Ia turut memandang bahwa masih dibutuhkan studi ilmiah lebih jauh terhadap upaya menurunkan prevalensi perokok melalui kebijakan kemasan rokok polos tanpa merek dengan mengacu pada Convention on Tobacco Control (FCTC), di mana Indonesia sendiri belum meratifikasi aturan global tersebut.

Kendati Australia menerapkan kebijakan kemasan rokok polos tanpa merek, kata Angga, hal ini tidak bisa langsung diadopsi oleh Indonesia tanpa kajian mendalam. Oleh karena itu, dia  berharap Kementerian Kesehatan (Kemenkes) dapat membuktikan regulasi melalui penelitian yang solid. "Kami membutuhkan studi ilmiah untuk mendukung efektivitas kebijakan ini. Struktur perdagangan Indonesia berbeda dengan negara lain," ungkap Angga.

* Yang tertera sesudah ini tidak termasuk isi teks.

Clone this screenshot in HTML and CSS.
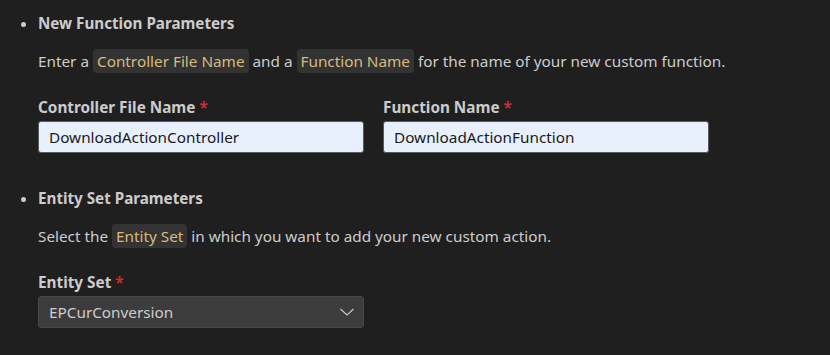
FILE: index.html
```html
<!DOCTYPE html>
<html lang="en">
<head>
    <meta charset="UTF-8">
    <title>New Custom Function</title>
    <link rel="stylesheet" href="styles.css">
</head>
<body>
    <ul class="steps">
        <li class="step">
            <h3 class="step-title">New Function Parameters</h3>
            <p class="step-text">Enter a <code>Controller File Name</code> and a <code>Function Name</code> for the name of your new custom function.</p>
            <div class="field-row">
                <div class="field">
                    <label>Controller File Name <span class="req">*</span></label>
                    <input class="text-input" type="text" value="DownloadActionController">
                </div>
                <div class="field">
                    <label>Function Name <span class="req">*</span></label>
                    <input class="text-input" type="text" value="DownloadActionFunction">
                </div>
            </div>
        </li>
        <li class="step">
            <h3 class="step-title">Entity Set Parameters</h3>
            <p class="step-text">Select the <code>Entity Set</code> in which you want to add your new custom action.</p>
            <div class="field-row">
                <div class="field">
                    <label>Entity Set <span class="req">*</span></label>
                    <div class="select">
                        <span>EPCurConversion</span>
                        <svg width="16" height="16" viewBox="0 0 16 16"><path d="M1.5 5 L8 11 L14.5 5" fill="none" stroke="#cccccc" stroke-width="1.1"/></svg>
                    </div>
                </div>
            </div>
        </li>
    </ul>
</body>
</html>
```

FILE: styles.css
```css
body {
    margin: 0;
    background: #1f1f1f;
    color: #cccccc;
    font-family: "Noto Sans", sans-serif;
    font-size: 15.3px;
}

/* Steps */
.steps {
    margin: 0;
    padding: 12px 0 0 38px;
}

.step {
    list-style: disc;
    margin-bottom: 34px;
}

.step::marker {
    color: #cccccc;
    font-size: 15px;
}

.step-title {
    margin: 0;
    font-size: 15.2px;
    font-weight: 700;
    line-height: 22px;
    color: #cccccc;
}

.step-text {
    margin: 15px 0 0;
    line-height: 25px;
}

.step-text code {
    font-family: inherit;
    color: #d7ba7d;
    background: #333333;
    border-radius: 4px;
    padding: 2px 4px;
}

/* Fields */
.field-row {
    display: flex;
    gap: 19px;
    margin-top: 23px;
}

.field {
    display: flex;
    flex-direction: column;
    width: 326px;
}

.field label {
    font-weight: 700;
    line-height: 20px;
    margin-bottom: 4px;
}

.req {
    color: #c72e2e;
}

.text-input {
    box-sizing: border-box;
    height: 32px;
    padding: 0 10px;
    background: #e8f0fe;
    border: 1px solid #5a5a5a;
    border-radius: 3px;
    font-family: inherit;
    font-size: 15.3px;
    color: #1a1a1a;
}

.select {
    box-sizing: border-box;
    height: 32px;
    padding: 0 8px 0 10px;
    display: flex;
    align-items: center;
    justify-content: space-between;
    background: #3c3c3c;
    border: 1px solid #474747;
    border-radius: 3px;
    font-size: 15.3px;
    color: #cccccc;
}
```
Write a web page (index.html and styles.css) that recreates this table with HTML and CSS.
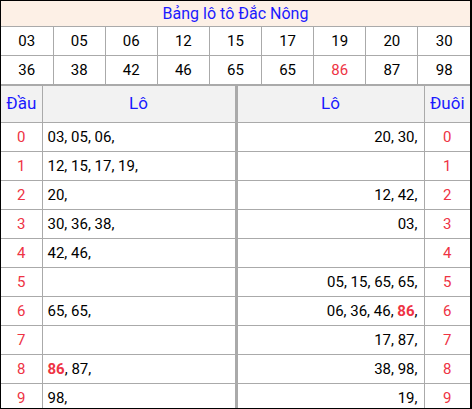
FILE: index.html
```html
<!DOCTYPE html>
<html lang="vi">
<head>
<meta charset="utf-8">
<title>Bảng lô tô Đắc Nông</title>
<link rel="stylesheet" href="styles.css">
</head>
<body>
<div class="frame">
  <table class="nums">
    <tr><td class="title" colspan="9">Bảng lô tô Đắc Nông</td></tr>
    <tr><td>03</td><td>05</td><td>06</td><td>12</td><td>15</td><td>17</td><td>19</td><td>20</td><td>30</td></tr>
    <tr><td>36</td><td>38</td><td>42</td><td>46</td><td>65</td><td>65</td><td class="hot">86</td><td>87</td><td>98</td></tr>
  </table>
  <table class="loto">
    <colgroup><col class="c-dau"><col class="c-lo1"><col class="c-lo2"><col class="c-duoi"></colgroup>
    <tr class="head"><th>Đầu</th><th class="split">Lô</th><th>Lô</th><th>Đuôi</th></tr>
    <tr><td class="d">0</td><td class="l split">03, 05, 06,</td><td class="r">20, 30,</td><td class="d">0</td></tr>
    <tr><td class="d">1</td><td class="l split">12, 15, 17, 19,</td><td class="r"></td><td class="d">1</td></tr>
    <tr><td class="d">2</td><td class="l split">20,</td><td class="r">12, 42,</td><td class="d">2</td></tr>
    <tr><td class="d">3</td><td class="l split">30, 36, 38,</td><td class="r">03,</td><td class="d">3</td></tr>
    <tr><td class="d">4</td><td class="l split">42, 46,</td><td class="r"></td><td class="d">4</td></tr>
    <tr><td class="d">5</td><td class="l split"></td><td class="r">05, 15, 65, 65,</td><td class="d">5</td></tr>
    <tr><td class="d">6</td><td class="l split">65, 65,</td><td class="r">06, 36, 46, <b class="hot">86</b>,</td><td class="d">6</td></tr>
    <tr><td class="d">7</td><td class="l split"></td><td class="r">17, 87,</td><td class="d">7</td></tr>
    <tr><td class="d">8</td><td class="l split"><b class="hot">86</b>, 87,</td><td class="r">38, 98,</td><td class="d">8</td></tr>
    <tr class="last"><td class="d">9</td><td class="l split">98,</td><td class="r">19,</td><td class="d">9</td></tr>
  </table>
</div>
</body>
</html>
```
FILE: styles.css
```css
html, body {
  margin: 0;
  padding: 0;
  background: #fff;
}
body {
  font-family: Roboto, "Liberation Sans", sans-serif;
  color: #000;
}
.frame {
  width: 469px;
  height: 407px;
  border-top: 1px solid #000;
  border-left: 1px solid #000;
  border-right: 2px solid #000;
  border-bottom: 1px solid #000;
  overflow: hidden;
}
table {
  border-collapse: collapse;
  width: 100%;
  table-layout: fixed;
}
.nums td {
  border: 1px solid #aaa;
  height: 28px;
  padding: 0;
  text-align: center;
  font-size: 15px;
}
.nums tr td:first-child { border-left: none; }
.nums tr td:last-child { border-right: none; }
.nums td.title {
  border-top: none;
  height: 25px;
  background: #fdf0e6;
  color: #1a1aff;
  font-size: 16px;
}
.hot {
  color: #ee3344;
}
b.hot { font-weight: bold; }
.loto {
  border-top: 1px solid #aaa;
}
.c-dau { width: 41px; }
.c-lo1 { width: 194px; }
.c-lo2 { width: 188px; }
.c-duoi { width: 46px; }
.loto th, .loto td {
  border: 1px solid #aaa;
  padding: 0;
}
.loto tr th:first-child, .loto tr td:first-child { border-left: none; }
.loto tr th:last-child, .loto tr td:last-child { border-right: none; }
.loto .split { border-right: 3px solid #aaa; }
.loto th {
  height: 34px;
  background: #f2f2f2;
  color: #1a1aff;
  font-weight: normal;
  font-size: 17px;
  text-align: center;
  vertical-align: middle;
  padding-bottom: 2px;
}
.loto td {
  height: 28px;
  font-size: 15px;
  white-space: nowrap;
}
.loto td.d {
  text-align: center;
  color: #ee3344;
}
.loto td.l {
  text-align: left;
  padding-left: 5px;
}
.loto td.r {
  text-align: right;
  padding-right: 6px;
}
.loto tr.last td { border-bottom: none; }
```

Padahal, Presiden Joko Widodo (Jokowi) telah mengingatkan agar bangsa Indonesia tidak boleh asal-asalan dalam mengikuti tren kebijakan dunia, termasuk soal FCTC. "Saya tidak ingin kita sekedar ikut-ikutan, atau mengikuti tren atau karena sudah banyak negara yang sudah ikut sehingga kita juga latah ikut," kata Jokowi saat membuka rapat terbatas di Kantor Presiden pada tahun 2016 lalu.

Jokowi menambahkan, ikut atau tidaknya Indonesia kedalam FCTC akan terlebih dulu dikaji secara mendalam terutama terkait dampaknya pada tenaga kerja.

Di sisi lain, Ketua Umum Asosiasi Pasar Rakyat Seluruh Indonesia (APARSI), Suhendro mengungkapkan keprihatinannya terhadap dampak ekonomi dari PP 28/2024. Ia menilai larangan penjualan rokok dalam radius 200 meter dari sekolah dan tempat bermain anak akan membebani pedagang, terutama di pasar tradisional yang sudah tertekan oleh perdagangan online.

"Kami mengikuti standar yang ada, tetapi jika larangan itu diterapkan, keberlangsungan hidup pedagang akan terancam," ujarnya.

Suhendro juga menyoroti kebijakan kemasan rokok polos tanpa merek yang akan menyulitkan konsumen dalam membedakan rokok legal dan ilegal. Ia berpendapat bahwa perubahan ini dapat merugikan merek-merek tertentu yang memiliki konsumen loyal.

Efektivitas kebijakan kemasan rokok polos tanpa merek dan zonasi larangan penjualan produk tembakau ini perlu dipertanyakan. Menurut Suhendro, untuk mencapai tujuan pemerintah soal kesehatan masyarakat perlu kajian mendalam dan peran semua pihak. “Perlu kajian yang mendalam dan partisipasi aktif dari semua pemangku kepentingan,” jelas dia.

Menurutnya, masyarakat perlu diberikan edukasi lebih mengenai perbedaan antara produk legal dan ilegal, bukan hanya sekadar menerapkan kebijakan yang membingungkan.

Kedua narasumber sepakat bahwa edukasi kepada masyarakat harus menjadi prioritas. Suhendro menekankan pentingnya kolaborasi dengan pemerintah untuk meningkatkan kesadaran akan risiko merokok. Sementara Angga berharap agar peraturan yang diterapkan bisa berbasis data dan penelitian yang valid.